David Thompson was probably the greatest geographer ever developed in North America; without his work, backed by Simon Fraser’s voyage down the river which bears his name, it is hard to believe that British Columbia would now be a Canadian province. And of course there was Alexander Mackenzie, the exploring prince of them all after the time of La Vérendrye.
A dozen years before Lewis and Clark, Mackenzie reached the Pacific through North America. He threaded to the end the Northwest Passage. Its reality bore no resemblance to the European dream of a great gorge which would float sailing ships from the Old World through the continental land mass of the New. It was simply the chain of rivers, lakes, and portages which enabled canoes from Montreal to move all the way from the St. Lawrence across Canada to the northern and western oceans.

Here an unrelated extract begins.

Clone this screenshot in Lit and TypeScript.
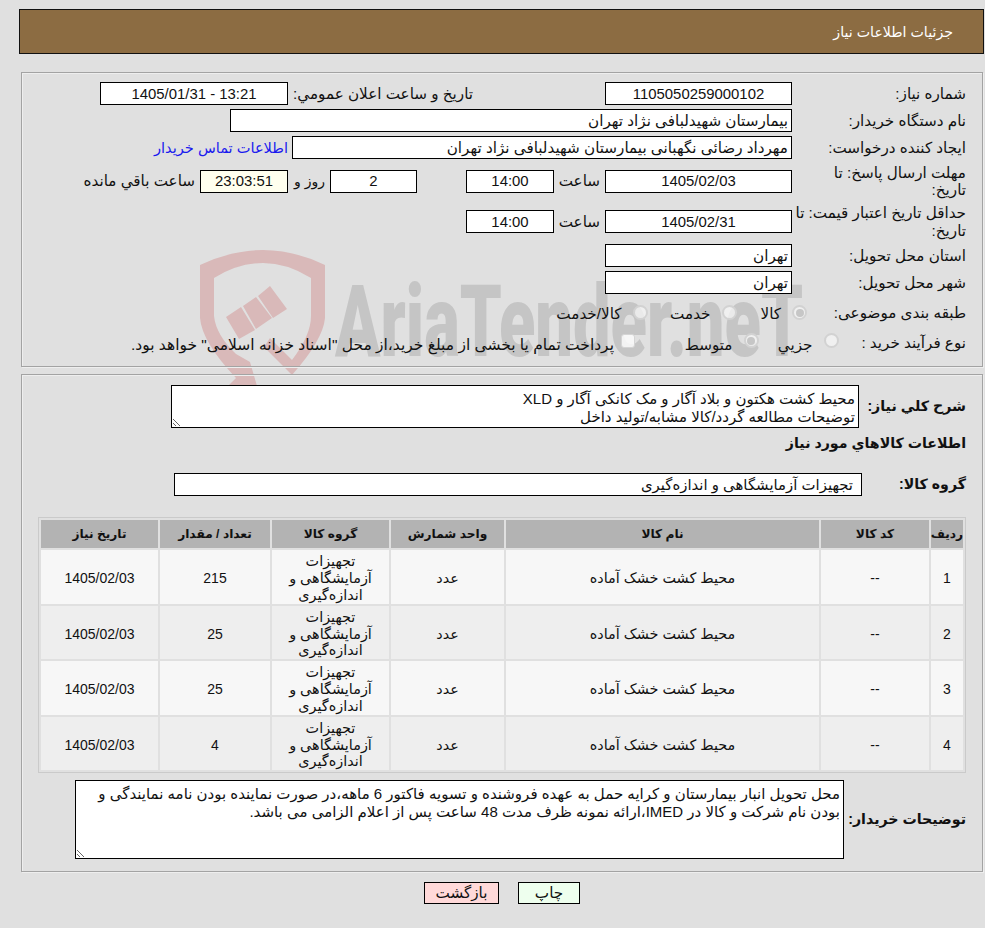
import { LitElement, html, css } from "lit";
import { customElement } from "lit/decorators.js";

const GROUP = "تجهیزات آزمایشگاهی و اندازه‌گیری";
const ROWS = [
  { n: "1", qty: "215" },
  { n: "2", qty: "25" },
  { n: "3", qty: "25" },
  { n: "4", qty: "4" },
];

@customElement("app-root")
export class AppRoot extends LitElement {
  static styles = css`
    :host { display: block; position: relative; width: 985px; height: 928px; background: #e0e0e0; overflow: hidden;
      font-family: "Liberation Sans", "DejaVu Sans", sans-serif; font-size: 15px; color: #111; direction: rtl; }
    * { box-sizing: border-box; }
    .wm { position: absolute; left: 199px; top: 248px; width: 620px; height: 138px; overflow: hidden; direction: ltr; }
    .wm svg { position: absolute; left: 0; top: 0; }
    .wm-text { position: absolute; left: 136px; top: 19px; font: 900 100px/1.1 Roboto, sans-serif; color: #c5c5c5; white-space: nowrap; transform: scaleX(.668); transform-origin: left top; }
    .content { position: relative; padding-top: 9px; height: 928px; }
    header { height: 45px; margin: 0 1px 0 19px; background: #8c6c42; border: 1px solid #111; color: #fff; display: flex; align-items: center; padding-right: 30px; font-size: 14.2px; }
    .panel { border: 1px solid #a3a3a3; box-shadow: inset 1px 1px 0 #eeeeee, 1px 1px 0 #eeeeee; margin: 18px 2px 0 21px; padding: 9px 16px 11px 0; display: flex; flex-direction: column; gap: 4px; }
    .panel.second { margin-top: 7px; padding: 10px 16px 12px 0; gap: 0; }
    .row { display: flex; align-items: center; height: 23px; }
    .row.tall { height: 36px; }
    .row.tall.next { height: 37px; }
    .row.radios { height: 25px; margin-top: 2px; }
    .row.radios2 { height: 25px; margin-top: 1px; }
    .lab { width: 174px; flex: none; font-size: 15.2px; line-height: 17.5px; }
    .lab.r1 { width: 159px; }
    .lab.r2 { width: 127.5px; }
    .box { height: 23px; flex: none; border: 1px solid #000; background: #fff; display: flex; align-items: center; padding: 0 3px; white-space: nowrap; overflow: hidden; font-size: 15.2px; }
    .num { justify-content: center; direction: ltr; font-size: 14.9px; }
    .w187 { width: 187px; } .w188 { width: 188px; } .w562 { width: 562px; } .w500 { width: 500px; } .w88 { width: 88px; } .w87 { width: 87px; }
    .note { background: #ffffee; }
    .t { flex: none; font-size: 15.2px; white-space: nowrap; padding-right: 5px; }
    .gap132 { width: 132px; flex: none; } .gap49 { width: 49px; flex: none; }
    .pubw { width: 185px; padding-right: 0; } .hourw { width: 51px; } .dayw { width: 42px; font-size: 14px; }
    a { color: #1a1aee; text-decoration: none; font-size: 14.6px; padding-right: 4px; white-space: nowrap; }
    .opt { flex: none; display: flex; align-items: center; font-size: 15.2px; white-space: nowrap; }
    .o70 { width: 70.5px; } .o89 { width: 89px; } .o80 { width: 80px; } .o123 { width: 123.5px; }
    .opt span { margin-right: 11px; padding-top: 3px; }
    .radios2 .opt span { padding-top: 5px; }
    .opt.c { font-size: 15.5px; }
    .opt.c span { margin-right: 7px; }
    input { appearance: none; margin: 0; flex: none; width: 15px; height: 15px; background: rgba(245,245,245,.75); border: 2px solid #d2d2d2; border-radius: 50%; position: relative; }
    input.raised { top: -2px; }
    input:checked::after { content: ""; position: absolute; inset: 1.5px; border-radius: 50%; background: #c6c6c6; }
    input[type="checkbox"] { border-radius: 3px; width: 14px; height: 14px; background: rgba(250,250,250,.85); border: 1px solid #d4d4d4; }
    b.lab { font-weight: 700; font-size: 14.2px; }
    textarea { display: block; flex: none; border: 1px solid #000; background: #fff; margin: 0; padding: 4px 3px 0; font: 15px/17.5px "Liberation Sans", "DejaVu Sans", sans-serif; color: #111; direction: rtl; resize: both; overflow: hidden; border-radius: 0; }
    .desc { width: 688px; height: 43px; }
    .note-area { width: 769px; height: 79px; }
    .desc-row { height: 43px; }
    h3 { margin: 6px 0 0; height: 18px; font-size: 14.2px; line-height: 18px; font-weight: 700; }
    .group-row { margin-top: 21px; }
    .w104 { width: 104px; } .w107 { width: 107px; } .w122 { width: 122px; }
    .group { width: 688px; padding-right: 8px; font-size: 14.9px; }
    .tblwrap { margin: 21px 0 0 0; }
    table { width: 928px; table-layout: fixed; border: 1px solid #cacaca; border-spacing: 2px; border-collapse: separate; }
    th { background: #b3b3b3; height: 28px; padding: 0; font-size: 12.2px; font-weight: 700; text-align: center; color: #111; }
    td { height: 53.6px; padding: 3px 4px 0; font-size: 14.4px; line-height: 16.7px; text-align: center; }
    td.n { font-size: 14px; direction: ltr; }
    tr:nth-child(odd) td { background: #f7f7f7; }
    tr:nth-child(even) td { background: #eeeeee; }
    .c1 { width: 32px; } .c2 { width: 108px; } .c3 { width: 313px; } .c4 { width: 113px; } .c5 { width: 117px; } .c6 { width: 110px; } .c7 { width: 117px; }
    .note-row { height: 79px; margin-top: 7px; }
    .btns { display: flex; justify-content: flex-start; gap: 19px; margin: 10px 405px 0 0; }
    button { height: 22px; border: 1px solid #000; border-radius: 0; font: 15.2px "Liberation Sans", "DejaVu Sans", sans-serif; color: #111; padding: 0; }
    .print { width: 62px; background: #eeffee; }
    .back { width: 75px; background: #ffd9d9; }
  `;

  render() {
    return html`
      <div class="wm" aria-hidden="true">
        <svg width="130" height="138" viewBox="199 248 130 138">
          <path fill="#d9b9b9" fill-rule="evenodd" d="M200 265 Q232 250 263 250 Q294 250 325 265 L325 318 Q323 340 292 375 L264 347 L270 338 L292 360 Q311 335 311 316 L311 278 Q287 263 263 263 Q238 263 214 278 L214 316 Q216 335 236 354 L250 362 L257 386 L228 386 L236 378 Q202 342 200 318 Z"/>
          <path fill="#d9b9b9" d="M226 317 L241 307 L255 330 L239 339 Z M243 306 L256 297 L272 318 L256 329 Z M258 296 L270 286 L287 309 L273 318 Z"/>
        </svg>
        <div class="wm-text">AriaTender.neT</div>
      </div>
      <div class="content">
        <header>جزئیات اطلاعات نیاز</header>
        <section class="panel">
          <div class="row">
            <div class="lab">شماره نیاز:</div>
            <div class="box num w187">1105050259000102</div>
            <div class="gap132"></div>
            <div class="t pubw">تاریخ و ساعت اعلان عمومي:</div>
            <div class="box num w188">1405/01/31 - 13:21</div>
          </div>
          <div class="row">
            <div class="lab">نام دستگاه خریدار:</div>
            <div class="box w562">بیمارستان شهیدلبافی نژاد تهران</div>
          </div>
          <div class="row">
            <div class="lab">ایجاد کننده درخواست:</div>
            <div class="box w500">مهرداد رضائی نگهبانی بیمارستان شهیدلبافی نژاد تهران</div>
            <a href="#">اطلاعات تماس خریدار</a>
          </div>
          <div class="row tall">
            <div class="lab">مهلت ارسال پاسخ: تا<br />تاریخ:</div>
            <div class="box num w187">1405/02/03</div>
            <div class="t hourw">ساعت</div>
            <div class="box num w88">14:00</div>
            <div class="gap49"></div>
            <div class="box num w87">2</div>
            <div class="t dayw">روز و</div>
            <div class="box num w88 note">23:03:51</div>
            <div class="t">ساعت باقي مانده</div>
          </div>
          <div class="row tall next">
            <div class="lab">حداقل تاریخ اعتبار قیمت: تا تاریخ:</div>
            <div class="box num w187">1405/02/31</div>
            <div class="t hourw">ساعت</div>
            <div class="box num w88">14:00</div>
          </div>
          <div class="row">
            <div class="lab">استان محل تحویل:</div>
            <div class="box w187">تهران</div>
          </div>
          <div class="row">
            <div class="lab">شهر محل تحویل:</div>
            <div class="box w187">تهران</div>
          </div>
          <div class="row radios">
            <div class="lab r1">طبقه بندی موضوعی:</div>
            <label class="opt o70"><input type="radio" name="kind" checked disabled /><span>کالا</span></label>
            <label class="opt o89"><input type="radio" name="kind" disabled /><span>خدمت</span></label>
            <label class="opt"><input type="radio" name="kind" disabled /><span>کالا/خدمت</span></label>
          </div>
          <div class="row radios2">
            <div class="lab r2">نوع فرآیند خرید :</div>
            <label class="opt o80"><input class="raised" type="radio" name="proc" disabled /><span>جزيي</span></label>
            <label class="opt o123"><input class="raised" type="radio" name="proc" checked disabled /><span>متوسط</span></label>
            <label class="opt c"><input class="raised" type="checkbox" disabled /><span>پرداخت تمام یا بخشی از مبلغ خرید،از محل "اسناد خزانه اسلامی" خواهد بود.</span></label>
          </div>
        </section>
        <section class="panel second">
          <div class="row desc-row">
            <b class="lab w107">شرح کلي نیاز:</b>
            <textarea class="desc" readonly>محیط کشت هکتون و بلاد آگار و مک کانکی آگار و XLD
توضیحات مطالعه گردد/کالا مشابه/تولید داخل</textarea>
          </div>
          <h3>اطلاعات کالاهاي مورد نیاز</h3>
          <div class="row group-row">
            <b class="lab w104">گروه کالا:</b>
            <div class="box group">${GROUP}</div>
          </div>
          <div class="tblwrap">
            <table>
              <thead>
                <tr>
                  <th class="c1">ردیف</th><th class="c2">کد کالا</th><th class="c3">نام کالا</th><th class="c4">واحد شمارش</th>
                  <th class="c5">گروه کالا</th><th class="c6">تعداد / مقدار</th><th class="c7">تاریخ نیاز</th>
                </tr>
              </thead>
              <tbody>
                ${ROWS.map((r) => html`
                  <tr>
                    <td class="n">${r.n}</td><td class="n">--</td><td>محیط کشت خشک آماده</td><td>عدد</td>
                    <td>${GROUP}</td><td class="n">${r.qty}</td><td class="n">1405/02/03</td>
                  </tr>`)}
              </tbody>
            </table>
          </div>
          <div class="row note-row">
            <b class="lab w122">توضیحات خریدار:</b>
            <textarea class="note-area" readonly>محل تحویل انبار بیمارستان و کرایه حمل به عهده فروشنده و تسویه فاکتور 6 ماهه،در صورت نماینده بودن نامه نمایندگی و بودن نام شرکت و کالا در IMED،ارائه نمونه ظرف مدت 48 ساعت پس از اعلام الزامی می باشد.</textarea>
          </div>
        </section>
        <div class="btns">
          <button class="print">چاپ</button>
          <button class="back">بازگشت</button>
        </div>
      </div>
    `;
  }
}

“Alexander Mackenzie, from Canada, by land, the twenty-second of July, one thousand seven hundred and ninety-three”—this celebrated understatement, scrawled in a mixture of vermilion and grease on a rock in Dean Channel after Mackenzie’s passage down the Bella Coola, wrote finis to a quest begun exactly three hundred and one years earlier when Christopher Columbus set out across the Atlantic from Palos. The reality found by Mackenzie served only to dissipate the dream. But it introduced a new reality, just as Columbus’ lost quest drew an entire hemisphere into the story of civilization. How strange that a Canadian birch-bark canoe without a name, last in a long succession of canoes from Champlain’s first one, should have earned a place in the company of ships like the Santa Maria and the Golden Hind!
*Mackenzie’s exploits were chronicled in “First by Land” in the October, 1957, AMERICAN HERITAGE; those of Thompson in “A Man to Match the Mountains,” in the October, 1960, issue.